* COLLECTED MATERIAL:
· · ·
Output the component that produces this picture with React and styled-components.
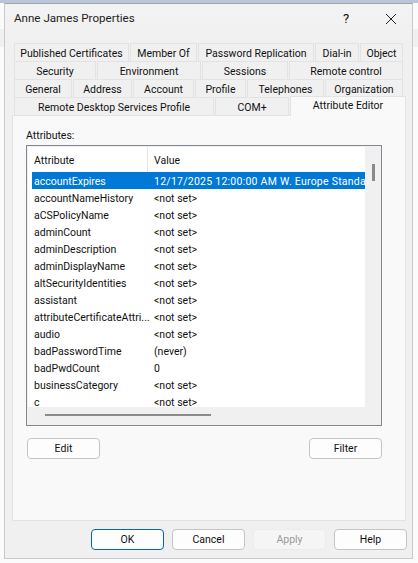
import React from "react";
import styled, { createGlobalStyle } from "styled-components";

const Global = createGlobalStyle`
  html, body { margin: 0; padding: 0; width: 418px; height: 563px; overflow: hidden; }
  body {
    background: linear-gradient(#fbfbfb 0 29px, #f0f0f0 29px 47px, #fbfbfb 47px);
    font-family: Roboto, "Noto Sans", sans-serif;
    font-size: 10.5px;
    color: #111;
  }
  * { box-sizing: border-box; }
`;
const TopStrip = styled.div`
  height: 3px;
  background: #b9c7d8;
`;
const Win = styled.div`
  width: 409px;
  height: 556px;
  margin-left: 4px;
  background: #f0f0f0;
  border: 1px solid #c9c9c9;
  border-top-color: #9aa5b3;
  display: flex;
  flex-direction: column;
`;
const TitleBar = styled.div`
  height: 39px;
  flex: none;
  display: flex;
  align-items: center;
  padding: 0 15px 0 9px;
  background: linear-gradient(#f3f3f3, #f0f0f0);
`;
const Title = styled.div`
  flex: 1;
  font-size: 11.6px;
  color: #222;
  margin-top: -11px;
`;
const Help = styled.div`
  width: 12px;
  font-size: 13px;
  margin: -11px 33px 0 0;
  text-align: center;
`;
const Close = styled.svg`
  width: 12px;
  height: 12px;
  margin-top: -9px;
`;
const Tabs = styled.div`
  padding: 0 0 0 9px;
  display: flex;
  flex-direction: column;
  flex: none;
`;
const TabRow = styled.div`
  display: flex;
  height: 18px;
`;
const Tab = styled.div`
  width: ${(p) => p.$w}px;
  height: 18px;
  margin-right: 1px;
  padding-top: 2px;
  background: #f0f0f0;
  border: 1px solid #e3e3e3;
  border-bottom: 0;
  display: flex;
  align-items: center;
  justify-content: center;
  white-space: nowrap;
`;
const ActiveTab = styled(Tab)`
  height: 20px;
  margin-top: -1px;
  margin-right: 0;
  padding-top: 0;
  background: #f9f9f9;
  position: relative;
  z-index: 1;
  padding-bottom: 3px;
`;
const Page = styled.div`
  margin-left: 7px;
  width: 394px;
  height: 406px;
  flex: none;
  background: #f9f9f9;
  border: 1px solid #e3e3e3;
  padding: 13px 13px 0 13px;
  display: flex;
  flex-direction: column;
`;
const Label = styled.div`
  height: 16px;
`;
const ListBox = styled.div`
  width: 356px;
  height: 281px;
  flex: none;
  background: #f0f0f0;
  border: 1px solid #828790;
  padding: 1px;
  display: grid;
  grid-template-columns: 337px 16px;
  grid-template-rows: 260px 18px;
`;
const ListPane = styled.div`
  background: #fff;
  overflow: hidden;
`;
const HeaderRow = styled.div`
  display: grid;
  grid-template-columns: 120px 1fr;
  height: 25px;
  align-items: center;
`;
const HeaderCell = styled.div`
  padding: 2px 0 0 6px;
  height: 25px;
  display: flex;
  align-items: center;
  border-right: ${(p) => (p.$sep ? "1px solid #e5e5e5" : "0")};
`;
const Row = styled.div`
  display: grid;
  grid-template-columns: 120px 1fr;
  height: 17px;
  margin-left: 4px;
  padding-top: 2px;
  align-items: center;
  white-space: nowrap;
  overflow: hidden;
  background: ${(p) => (p.$sel ? "#0078d7" : "transparent")};
  color: ${(p) => (p.$sel ? "#fff" : "#111")};
`;
const Cell = styled.div`
  padding-left: 2px;
  overflow: hidden;
`;
const ValueCell = styled(Cell)`
  letter-spacing: ${(p) => (p.$sel ? "0.25px" : "0")};
`;
const VScroll = styled.div`
  background: #f0f0f0;
  padding: 17px 0 0 7px;
`;
const VThumb = styled.div`
  width: 3px;
  height: 17px;
  background: #8a8a8a;
`;
const HScroll = styled.div`
  background: #f0f0f0;
  padding: 7px 0 0 17px;
  grid-column: 1 / span 2;
`;
const HThumb = styled.div`
  width: 166px;
  height: 2px;
  background: #8a8a8a;
`;
const BtnRow = styled.div`
  display: flex;
  justify-content: space-between;
  width: 355px;
  margin: 12px 0 0 1px;
`;
const Btn = styled.div`
  width: 73px;
  height: 21px;
  background: ${(p) => (p.$off ? "#f5f5f5" : "#fdfdfd")};
  color: ${(p) => (p.$off ? "#9a9a9a" : "#111")};
  border: 1px solid ${(p) => (p.$def ? "#0067c0" : p.$off ? "#ececec" : "#c4c4c4")};
  border-radius: 4px;
  display: flex;
  align-items: center;
  justify-content: center;
`;
const Footer = styled.div`
  display: flex;
  gap: 8px;
  justify-content: flex-end;
  padding: 8px 5px 0 0;
`;

const tabRows = [
  [["Published Certificates", 115], ["Member Of", 67], ["Password Replication", 116], ["Dial-in", 44], ["Object", 43]],
  [["Security", 82], ["Environment", 104], ["Sessions", 86], ["Remote control", 114]],
  [["General", 58], ["Address", 59], ["Account", 61], ["Profile", 51], ["Telephones", 77], ["Organization", 78]],
];
const rows = [
  ["accountExpires", "12/17/2025 12:00:00 AM W. Europe Standard Time"],
  ["accountNameHistory", "<not set>"],
  ["aCSPolicyName", "<not set>"],
  ["adminCount", "<not set>"],
  ["adminDescription", "<not set>"],
  ["adminDisplayName", "<not set>"],
  ["altSecurityIdentities", "<not set>"],
  ["assistant", "<not set>"],
  ["attributeCertificateAttri...", "<not set>"],
  ["audio", "<not set>"],
  ["badPasswordTime", "(never)"],
  ["badPwdCount", "0"],
  ["businessCategory", "<not set>"],
  ["c", "<not set>"],
];

export default function App() {
  return (
    <>
      <Global />
      <TopStrip />
      <Win>
        <TitleBar>
          <Title>Anne James Properties</Title>
          <Help>?</Help>
          <Close viewBox="0 0 12 12">
            <path d="M1 1 L11 11 M11 1 L1 11" stroke="#222" strokeWidth="1" fill="none" />
          </Close>
        </TitleBar>
        <Tabs>
          {tabRows.map((r, i) => (
            <TabRow key={i}>
              {r.map(([t, w]) => (
                <Tab key={t} $w={w}>{t}</Tab>
              ))}
            </TabRow>
          ))}
          <TabRow>
            <Tab $w={200}>Remote Desktop Services Profile</Tab>
            <Tab $w={74}>COM+</Tab>
            <ActiveTab $w={116}>Attribute Editor</ActiveTab>
          </TabRow>
        </Tabs>
        <Page>
          <Label>Attributes:</Label>
          <ListBox>
            <ListPane>
              <HeaderRow>
                <HeaderCell $sep>Attribute</HeaderCell>
                <HeaderCell>Value</HeaderCell>
              </HeaderRow>
              {rows.map(([a, v], i) => (
                <Row key={a} $sel={i === 0}>
                  <Cell>{a}</Cell>
                  <ValueCell $sel={i === 0}>{v}</ValueCell>
                </Row>
              ))}
            </ListPane>
            <VScroll><VThumb /></VScroll>
            <HScroll><HThumb /></HScroll>
          </ListBox>
          <BtnRow>
            <Btn>Edit</Btn>
            <Btn>Filter</Btn>
          </BtnRow>
        </Page>
        <Footer>
          <Btn $def>OK</Btn>
          <Btn>Cancel</Btn>
          <Btn $off>Apply</Btn>
          <Btn>Help</Btn>
        </Footer>
      </Win>
    </>
  );
}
· · ·
Transcribe the whole listing exactly. Pictures stay out of your copy.

* RESPONSE FOR THIS EXERCISE:
Output the component that produces this picture with React and styled-components.
import React from "react";
import styled, { createGlobalStyle } from "styled-components";

const Global = createGlobalStyle`
  html, body { margin: 0; padding: 0; width: 418px; height: 563px; overflow: hidden; }
  body {
    background: linear-gradient(#fbfbfb 0 29px, #f0f0f0 29px 47px, #fbfbfb 47px);
    font-family: Roboto, "Noto Sans", sans-serif;
    font-size: 10.5px;
    color: #111;
  }
  * { box-sizing: border-box; }
`;
const TopStrip = styled.div`
  height: 3px;
  background: #b9c7d8;
`;
const Win = styled.div`
  width: 409px;
  height: 556px;
  margin-left: 4px;
  background: #f0f0f0;
  border: 1px solid #c9c9c9;
  border-top-color: #9aa5b3;
  display: flex;
  flex-direction: column;
`;
const TitleBar = styled.div`
  height: 39px;
  flex: none;
  display: flex;
  align-items: center;
  padding: 0 15px 0 9px;
  background: linear-gradient(#f3f3f3, #f0f0f0);
`;
const Title = styled.div`
  flex: 1;
  font-size: 11.6px;
  color: #222;
  margin-top: -11px;
`;
const Help = styled.div`
  width: 12px;
  font-size: 13px;
  margin: -11px 33px 0 0;
  text-align: center;
`;
const Close = styled.svg`
  width: 12px;
  height: 12px;
  margin-top: -9px;
`;
const Tabs = styled.div`
  padding: 0 0 0 9px;
  display: flex;
  flex-direction: column;
  flex: none;
`;
const TabRow = styled.div`
  display: flex;
  height: 18px;
`;
const Tab = styled.div`
  width: ${(p) => p.$w}px;
  height: 18px;
  margin-right: 1px;
  padding-top: 2px;
  background: #f0f0f0;
  border: 1px solid #e3e3e3;
  border-bottom: 0;
  display: flex;
  align-items: center;
  justify-content: center;
  white-space: nowrap;
`;
const ActiveTab = styled(Tab)`
  height: 20px;
  margin-top: -1px;
  margin-right: 0;
  padding-top: 0;
  background: #f9f9f9;
  position: relative;
  z-index: 1;
  padding-bottom: 3px;
`;
const Page = styled.div`
  margin-left: 7px;
  width: 394px;
  height: 406px;
  flex: none;
  background: #f9f9f9;
  border: 1px solid #e3e3e3;
  padding: 13px 13px 0 13px;
  display: flex;
  flex-direction: column;
`;
const Label = styled.div`
  height: 16px;
`;
const ListBox = styled.div`
  width: 356px;
  height: 281px;
  flex: none;
  background: #f0f0f0;
  border: 1px solid #828790;
  padding: 1px;
  display: grid;
  grid-template-columns: 337px 16px;
  grid-template-rows: 260px 18px;
`;
const ListPane = styled.div`
  background: #fff;
  overflow: hidden;
`;
const HeaderRow = styled.div`
  display: grid;
  grid-template-columns: 120px 1fr;
  height: 25px;
  align-items: center;
`;
const HeaderCell = styled.div`
  padding: 2px 0 0 6px;
  height: 25px;
  display: flex;
  align-items: center;
  border-right: ${(p) => (p.$sep ? "1px solid #e5e5e5" : "0")};
`;
const Row = styled.div`
  display: grid;
  grid-template-columns: 120px 1fr;
  height: 17px;
  margin-left: 4px;
  padding-top: 2px;
  align-items: center;
  white-space: nowrap;
  overflow: hidden;
  background: ${(p) => (p.$sel ? "#0078d7" : "transparent")};
  color: ${(p) => (p.$sel ? "#fff" : "#111")};
`;
const Cell = styled.div`
  padding-left: 2px;
  overflow: hidden;
`;
const ValueCell = styled(Cell)`
  letter-spacing: ${(p) => (p.$sel ? "0.25px" : "0")};
`;
const VScroll = styled.div`
  background: #f0f0f0;
  padding: 17px 0 0 7px;
`;
const VThumb = styled.div`
  width: 3px;
  height: 17px;
  background: #8a8a8a;
`;
const HScroll = styled.div`
  background: #f0f0f0;
  padding: 7px 0 0 17px;
  grid-column: 1 / span 2;
`;
const HThumb = styled.div`
  width: 166px;
  height: 2px;
  background: #8a8a8a;
`;
const BtnRow = styled.div`
  display: flex;
  justify-content: space-between;
  width: 355px;
  margin: 12px 0 0 1px;
`;
const Btn = styled.div`
  width: 73px;
  height: 21px;
  background: ${(p) => (p.$off ? "#f5f5f5" : "#fdfdfd")};
  color: ${(p) => (p.$off ? "#9a9a9a" : "#111")};
  border: 1px solid ${(p) => (p.$def ? "#0067c0" : p.$off ? "#ececec" : "#c4c4c4")};
  border-radius: 4px;
  display: flex;
  align-items: center;
  justify-content: center;
`;
const Footer = styled.div`
  display: flex;
  gap: 8px;
  justify-content: flex-end;
  padding: 8px 5px 0 0;
`;

const tabRows = [
  [["Published Certificates", 115], ["Member Of", 67], ["Password Replication", 116], ["Dial-in", 44], ["Object", 43]],
  [["Security", 82], ["Environment", 104], ["Sessions", 86], ["Remote control", 114]],
  [["General", 58], ["Address", 59], ["Account", 61], ["Profile", 51], ["Telephones", 77], ["Organization", 78]],
];
const rows = [
  ["accountExpires", "12/17/2025 12:00:00 AM W. Europe Standard Time"],
  ["accountNameHistory", "<not set>"],
  ["aCSPolicyName", "<not set>"],
  ["adminCount", "<not set>"],
  ["adminDescription", "<not set>"],
  ["adminDisplayName", "<not set>"],
  ["altSecurityIdentities", "<not set>"],
  ["assistant", "<not set>"],
  ["attributeCertificateAttri...", "<not set>"],
  ["audio", "<not set>"],
  ["badPasswordTime", "(never)"],
  ["badPwdCount", "0"],
  ["businessCategory", "<not set>"],
  ["c", "<not set>"],
];

export default function App() {
  return (
    <>
      <Global />
      <TopStrip />
      <Win>
        <TitleBar>
          <Title>Anne James Properties</Title>
          <Help>?</Help>
          <Close viewBox="0 0 12 12">
            <path d="M1 1 L11 11 M11 1 L1 11" stroke="#222" strokeWidth="1" fill="none" />
          </Close>
        </TitleBar>
        <Tabs>
          {tabRows.map((r, i) => (
            <TabRow key={i}>
              {r.map(([t, w]) => (
                <Tab key={t} $w={w}>{t}</Tab>
              ))}
            </TabRow>
          ))}
          <TabRow>
            <Tab $w={200}>Remote Desktop Services Profile</Tab>
            <Tab $w={74}>COM+</Tab>
            <ActiveTab $w={116}>Attribute Editor</ActiveTab>
          </TabRow>
        </Tabs>
        <Page>
          <Label>Attributes:</Label>
          <ListBox>
            <ListPane>
              <HeaderRow>
                <HeaderCell $sep>Attribute</HeaderCell>
                <HeaderCell>Value</HeaderCell>
              </HeaderRow>
              {rows.map(([a, v], i) => (
                <Row key={a} $sel={i === 0}>
                  <Cell>{a}</Cell>
                  <ValueCell $sel={i === 0}>{v}</ValueCell>
                </Row>
              ))}
            </ListPane>
            <VScroll><VThumb /></VScroll>
            <HScroll><HThumb /></HScroll>
          </ListBox>
          <BtnRow>
            <Btn>Edit</Btn>
            <Btn>Filter</Btn>
          </BtnRow>
        </Page>
        <Footer>
          <Btn $def>OK</Btn>
          <Btn>Cancel</Btn>
          <Btn $off>Apply</Btn>
          <Btn>Help</Btn>
        </Footer>
      </Win>
    </>
  );
}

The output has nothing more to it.